En ce troisième dimanche du temps pascal, la liturgie place encore une fois au centre de notre attention le mystère du Christ ressuscité. Victorieux sur le mal et sur la mort, l’Auteur de la vie, qui s’est immolé en tant que victime d’expiation pour nos péchés, «continue  à s’offrir pour nous et intercède comme notre avocat; sacrifié sur la croix, il ne meurt plus et, avec les signes de la passion, il vit immortel» (cf. Préface pascale 3). Laissons-nous intérieurement inonder par la lumière pascale qui émane de ce grand mystère, et avec le Psaume responsorial prions: «Que resplendisse sur nous, Seigneur, la lumière de ton visage».

            La lumière du visage du Christ ressuscité resplendit aujourd’hui sur nous, en particulier à travers les traits évangéliques des cinq bienheureux qui sont inscrits dans l’album des saints au cours de cette célébration: Arcangelo Tadini, Bernardo Tolomei, Nuno de Santa Maria Alvares Pereira, Geltrude Comensoli et Caterina Volpicelli. Je m’unis volontiers à l’hommage que leur rendent les pèlerins, venus ici  de divers pays, à qui j’adresse un salut cordial avec une grande affection. Les différents itinéraires  humains et spirituels de ces nouveaux saints nous montrent le renouveau profond qu’accomplit dans le cœur de l’homme le mystère de la résurrection du Christ; un mystère fondamental qui oriente et guide toute l’histoire du salut.  C’est donc à juste titre que l’Eglise nous invite toujours, et encore davantage en ce temps pascal, à tourner nos regards vers le Christ ressuscité, réellement présent dans le Sacrement de l’Eucharistie.

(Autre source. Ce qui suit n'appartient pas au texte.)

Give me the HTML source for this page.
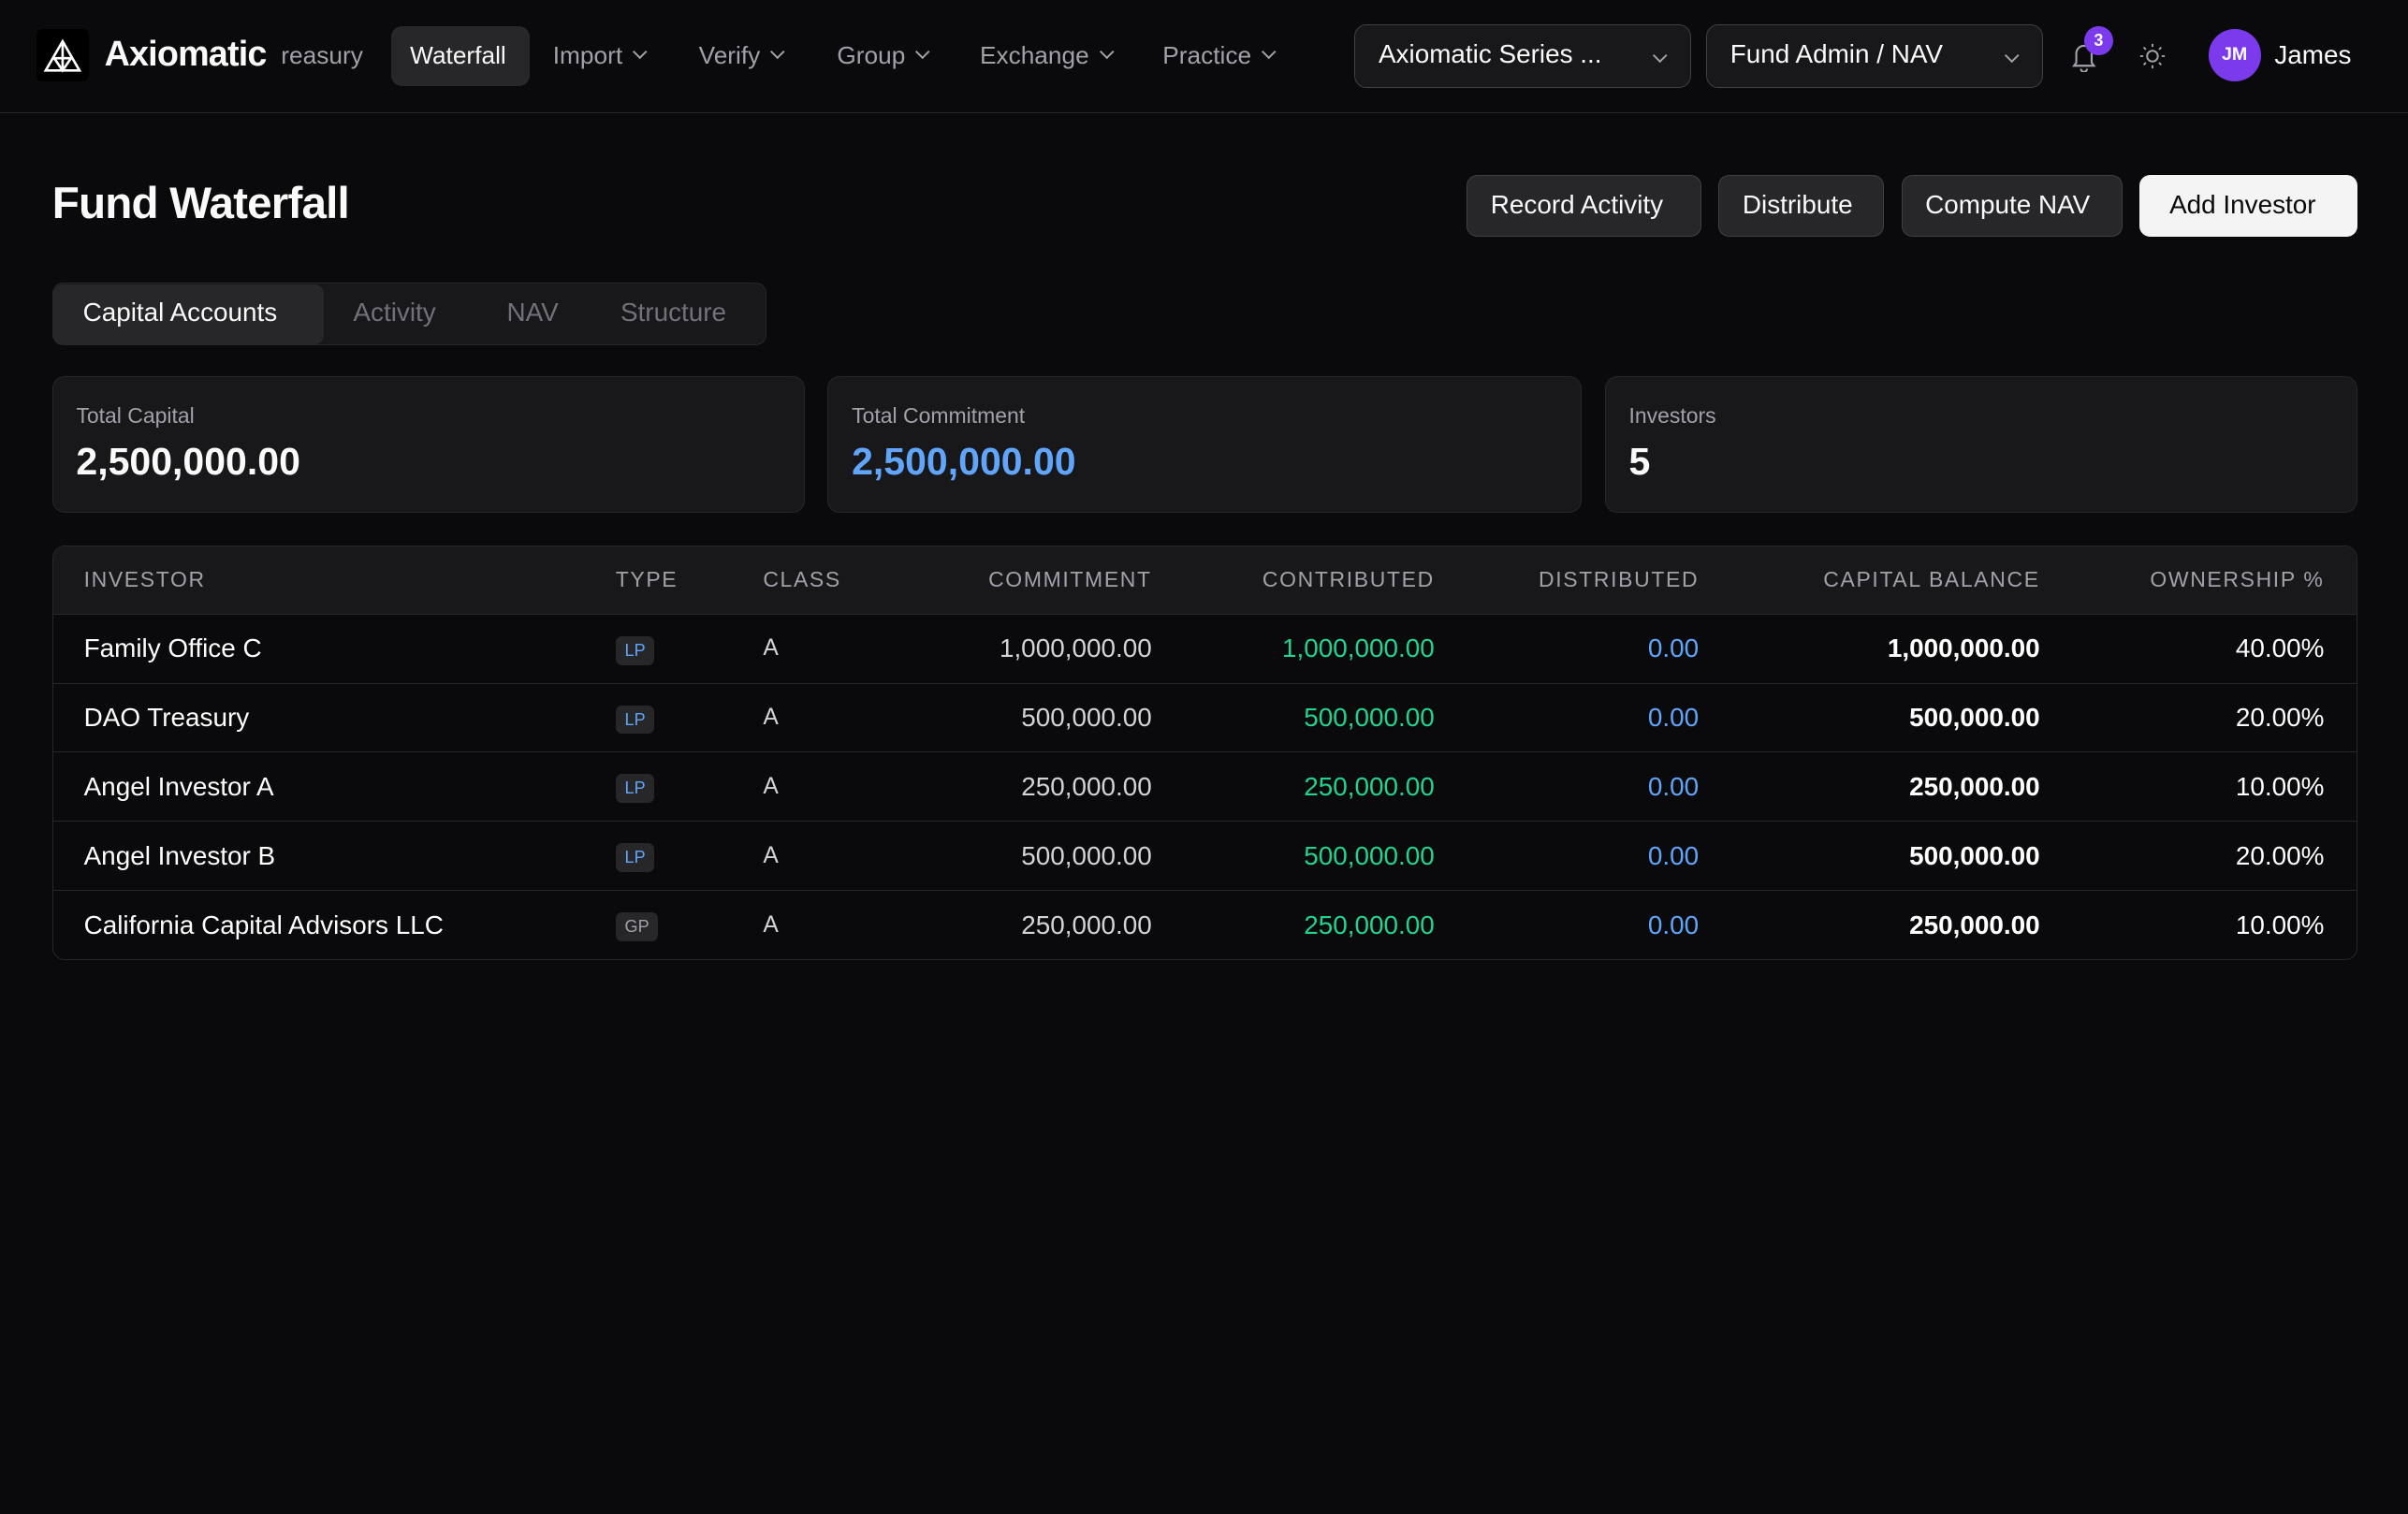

            Dans la page évangélique, saint Luc rapporte l’une des apparitions de Jésus ressuscité (24, 35-48). Précisément au début du passage, l’évangéliste note que les deux disciples d’Emmaüs, revenus en hâte à Jérusalem, racontèrent aux Onze comment ils l’avaient reconnu «quand il avait rompu le pain» (v.35). Et pendant qu’ils racontaient l’expérience extraordinaire de leur rencontre avec le Seigneur, Celui-ci «lui-même était là au milieu d’eux» (v. 36). A cause de son apparition soudaine, les Apôtres furent frappés de stupeur et de crainte, au point que Jésus, pour les rassurer et vaincre toute réticence et doute, leur demande de le toucher – ce n’était pas un fantôme, mais un homme en chair et en os – et demanda ensuite quelque chose à manger. Encore une fois, comme cela avait eu lieu pour les deux pèlerins d’Emmaüs, c’est à table, alors qu’il mange avec les siens, que le Christ ressuscité se manifeste aux disciples, les aidant à comprendre l’Ecriture et à relire les événements du salut à la lumière de la Pâque. «Il fallait que s’accomplisse – dit-il – tout ce qui a été écrit de moi dans la loi de Moïse, les Prophètes et les Psaumes» (v. 44). Et il les invite à regarder vers l’avenir: «la conversion proclamée en son nom pour le pardon des péchés à toutes les nations» (v.47).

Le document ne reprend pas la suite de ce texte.